Washington has levied sanctions against five leading criminal figures it identified as members of a "coordinating body" of organized crime.
The U.S. Treasury Department slapped asset freezes and transaction bans on Temur Mirzoyev, Vladimir Vagin, Koba Shemazashvili and the brothers Lasha and Kakhaber Shushanashvili, according to a statement on its website, which was republished by the U.S. Embassy late Thursday.
It said the five were members of the "Brothers' Circle," which combines key members of what it dubs a "Eurasian crime syndicate."
Experts said each of the identified figures is associated with Aslan Usoyan, better known as Grandpa Khasan and considered the most influential mafia boss on former Soviet territory.
The Tbilisi-born Mirzoyev is described by the U.S. Treasury as a leading mobster from Yekaterinburg, and has been identified by national media as Usoyan's crown prince. He was reportedly temporarily arrested in 2006 in Sochi and again in 2009 in Moscow.

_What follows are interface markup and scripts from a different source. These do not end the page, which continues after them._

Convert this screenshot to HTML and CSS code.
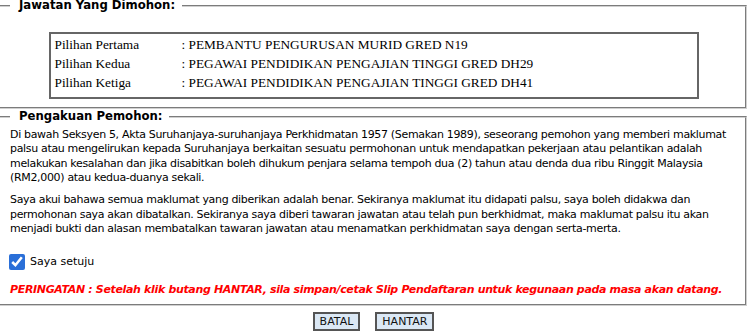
FILE: index.html
```html
<!DOCTYPE html>
<html>
<head>
<meta charset="utf-8">
<link rel="stylesheet" href="styles.css">
</head>
<body>
<div class="page">
  <fieldset class="fs fs-job">
    <legend class="fs-title">Jawatan Yang Dimohon:</legend>
    <table class="choices">
      <tr><td class="c-label">Pilihan Pertama</td><td>: PEMBANTU PENGURUSAN MURID GRED N19</td></tr>
      <tr><td class="c-label">Pilihan Kedua</td><td>: PEGAWAI PENDIDIKAN PENGAJIAN TINGGI GRED DH29</td></tr>
      <tr><td class="c-label">Pilihan Ketiga</td><td>: PEGAWAI PENDIDIKAN PENGAJIAN TINGGI GRED DH41</td></tr>
    </table>
  </fieldset>
  <fieldset class="fs fs-decl">
    <legend class="fs-title">Pengakuan Pemohon:</legend>
    <p class="para">Di bawah Seksyen 5, Akta Suruhanjaya-suruhanjaya Perkhidmatan 1957 (Semakan 1989), seseorang pemohon yang memberi maklumat palsu atau mengelirukan kepada Suruhanjaya berkaitan sesuatu permohonan untuk mendapatkan pekerjaan atau pelantikan adalah melakukan kesalahan dan jika disabitkan boleh dihukum penjara selama tempoh dua (2) tahun atau denda dua ribu Ringgit Malaysia (RM2,000) atau kedua-duanya sekali.</p>
    <p class="para">Saya akui bahawa semua maklumat yang diberikan adalah benar. Sekiranya maklumat itu didapati palsu, saya boleh didakwa dan permohonan saya akan dibatalkan. Sekiranya saya diberi tawaran jawatan atau telah pun berkhidmat, maka maklumat palsu itu akan menjadi bukti dan alasan membatalkan tawaran jawatan atau menamatkan perkhidmatan saya dengan serta-merta.</p>
    <label class="agree"><input type="checkbox" class="agree-box" checked><span>Saya setuju</span></label>
    <p class="warn">PERINGATAN : Setelah klik butang HANTAR, sila simpan/cetak Slip Pendaftaran untuk kegunaan pada masa akan datang.</p>
  </fieldset>
  <div class="actions">
    <button class="btn" type="button">BATAL</button>
    <button class="btn" type="button">HANTAR</button>
  </div>
</div>
</body>
</html>
```
FILE: styles.css
```css
html, body {
  margin: 0;
  padding: 0;
  background: #fff;
}
body {
  font-family: "DejaVu Sans", Verdana, sans-serif;
  font-size: 11px;
  color: #000;
  overflow: hidden;
}
.page {
  width: 751px;
  margin-left: -4px;
}
.fs {
  margin: 0;
  border: 2px groove #d0d0d0;
  padding: 0 8px 0 12px;
  min-width: 0;
}
.fs-job {
  margin-top: 0;
  padding-bottom: 8px;
}
.fs-decl {
  margin-top: 2px;
  padding-bottom: 7px;
}
.fs-title {
  font-weight: bold;
  font-size: 11.7px;
  line-height: 11px;
  padding: 0 7px 0 9px;
}
.choices {
  font-family: "Liberation Serif", "Times New Roman", serif;
  font-size: 13.3px;
  border: 2px solid #666;
  border-spacing: 0;
  width: 650px;
  margin: 21px auto 0;
  padding: 1px 4px 5px 4px;
}
.choices td {
  padding: 0;
  height: 19px;
  line-height: 19px;
  white-space: nowrap;
}
.c-label {
  width: 127px;
}
.para {
  margin: 6px 0 8px;
  line-height: 14.33px;
  letter-spacing: -0.33px;
}
.para + .para {
  margin-top: 0;
}
.agree {
  display: flex;
  align-items: center;
  gap: 5px;
  margin: 17px 0 0 -1px;
  height: 17px;
}
.agree-box {
  width: 16px;
  height: 16px;
  margin: 0;
  accent-color: #2a6fd8;
}
.warn {
  margin: 13px 0 0;
  color: #ff0000;
  font-weight: bold;
  font-style: italic;
  line-height: 14px;
  letter-spacing: -0.34px;
}
.actions {
  display: flex;
  justify-content: center;
  gap: 15px;
  padding-top: 6px;
  padding-left: 4px;
}
.btn {
  font-family: "DejaVu Sans", Verdana, sans-serif;
  font-size: 11px;
  color: #111;
  background: #dbe8f5;
  border: 2px solid #555;
  border-radius: 0;
  height: 19px;
  padding: 0 5px;
  line-height: 15px;
}
```
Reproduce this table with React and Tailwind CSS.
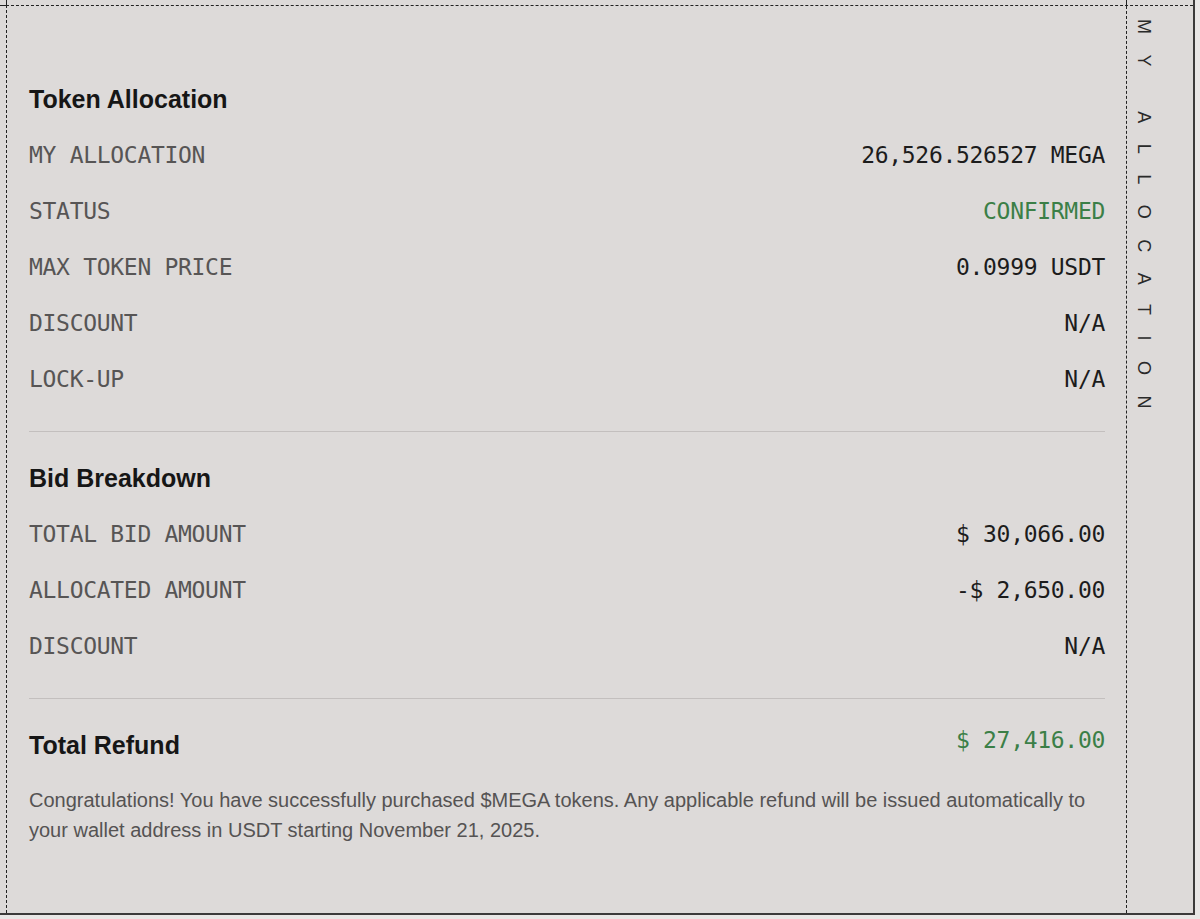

Another native of Georgia working for Usoyan is Lasha Shushanashvili, who was arrested in Greece this January on a warrant from Spain, where he is wanted on several charges.
According to the Treasury, he was "in overall charge of a criminal organization," and his brother, Kakhaber, and Koba Shemazashvili acted as his subordinates.
Kakhaber Shushanashvili was arrested in Spain in 2010, during a Europe-wide raid in which some 80 reputed mobsters with ties to the former Soviet Union were arrested. He and Shemazashvili, who was arrested in Ukraine last year, are now imprisoned in Spain.
Vagin fled the country after being wanted by police for attempted murder in 2009. He was arrested in the United Arab Emirates, but escaped in March 2010 and has since disappeared, the statement said.
The action coincides with a visit by David Cohen, the Treasury Department's undersecretary for terrorism and financial intelligence, earlier this week.
Cohen briefed Russian officials on U.S. efforts to "combat global threats posed by transnational organized crime" and stressed that Washington remains committed to continuing its close coordination with Moscow on this issue, the U.S. Embassy said on its website.
Experts said the U.S. strategy of targeting mobsters' cash flow was promising because criminal funds are often pooled together.
"It certainly undermines the trust and reciprocity that is crucial in maintaining these networks," Mark Galeotti, a professor at New York University's Center for Global Affairs, wrote on his blog.
"Bit by bit, the strategy will nibble away at the wider networks," Galeotti wrote.